Échappatoire présidentielle 

Au surplus, sa politique internationale est perçue comme une échappatoire pour un président qui semble ne plus avoir de prise sur le plan intérieur. Les Français souhaitent, faut-il le rappeler, que la situation de l’hôpital s’améliore, que les prix cessent de s’envoler, que les centrales d’EDF fonctionnent et que la sécurité quotidienne soit restaurée. 

Ils constatent que la politique disruptive que prétendait porter le Président n’a pas transformé le pays. Bien qu’il conserve un socle de 35% de sympathisants, seuls 27% des Français le pensent proche de leurs préoccupations. C’est dire la césure ! 

Les dernières décennies de grandes visions ont fait le pays : catholicisme, communisme, Trente Glorieuses, industrialisation pompidolienne, avancées sociales de la gauche. 

Elles se sont émoussées pour laisser place à d’autres projets et philosophies politiques : Europe et écologie, qui séduisent quelques composantes du pays, sans pour autant lui donner l’élan que portaient les visions antérieures.

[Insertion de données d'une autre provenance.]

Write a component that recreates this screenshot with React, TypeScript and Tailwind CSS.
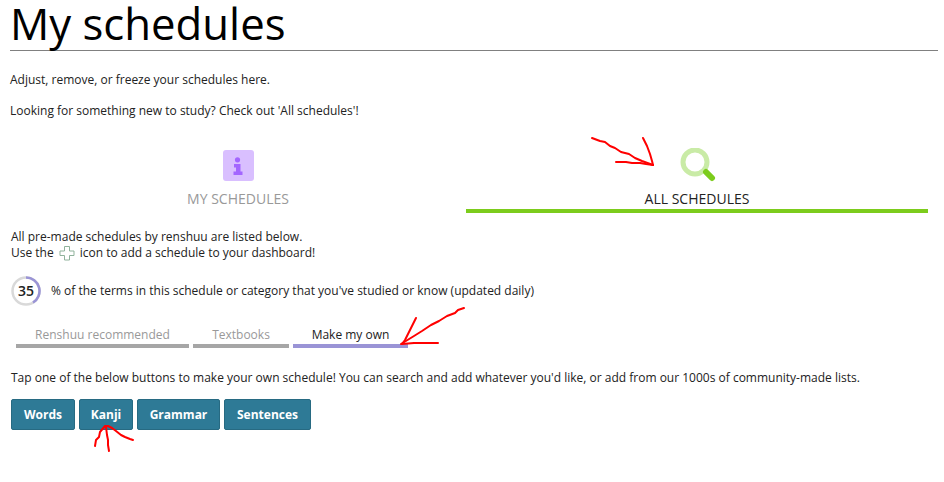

Délaissant l’idéologie, la politique ou la religion, le citoyen est devenu un homo economicus, exerçant sa souveraineté au travers de l’acte de consommation. Mais ce pouvoir diminué par l’inflation et les pénuries, va sans doute provoquer des frustrations, fabriquant sans doute un « Tiers-État de la modernité ». 

Économie marchande

La question du pouvoir d’achat devient centrale, reléguant au second plan le chômage toujours là, malgré sa baisse. Le gouvernement tente d’y remédier : bouclier tarifaire et aides diverses. Mais un acteur apparaît plus engagé et crédible, la grande distribution, qui annonce porter le vrai combat : la « lutte contre la vie chère ». L’économie marchande est ainsi en train de participer au pouvoir régalien en s’exprimant sur la situation économique ou la pénurie de tel ou tel produit. 

« La Corse était déjà dans ce système économique avec ses quatre rentes : rente de suremploi public, rentes foncières et environnementales et rente de distribution. » 

Le mouvement ressemble à celui des GAFAM (Google, Amazon, Facebook, Apple, Microsoft), qui font rimer l’intérêt du livreur (Amazon par exemple) imposant ses conditions à ses fournisseurs pour être référencé. Ce système génère une très faible valeur ajoutée, requiert un bas niveau de qualification et de salaire pour la majorité de ses salariés et de faible rémunération des fournisseurs.

La Corse était déjà dans ce système économique avec ses quatre rentes : rente de suremploi public, rentes foncières et environnementales et rente de distribution. 

La récente DSP va asseoir plus encore le pouvoir économique. L’augmentation du prix du fret de l’ordre de 15%, va profiter aux propriétaires des navires qui sont également ceux des grandes surfaces, des entreprises de transport et de construction.

Oligopole et insularité

Nous insulaires, allons devenir des consommateurs soumis à cet oligopole, que même les USA ne tolèrent pas, avec leur loi anti-trust. 

Comment réagiront les Corses face à l’effacement du politique ? Nul ne le sait. Mais leur quotidien va devenir plus difficile.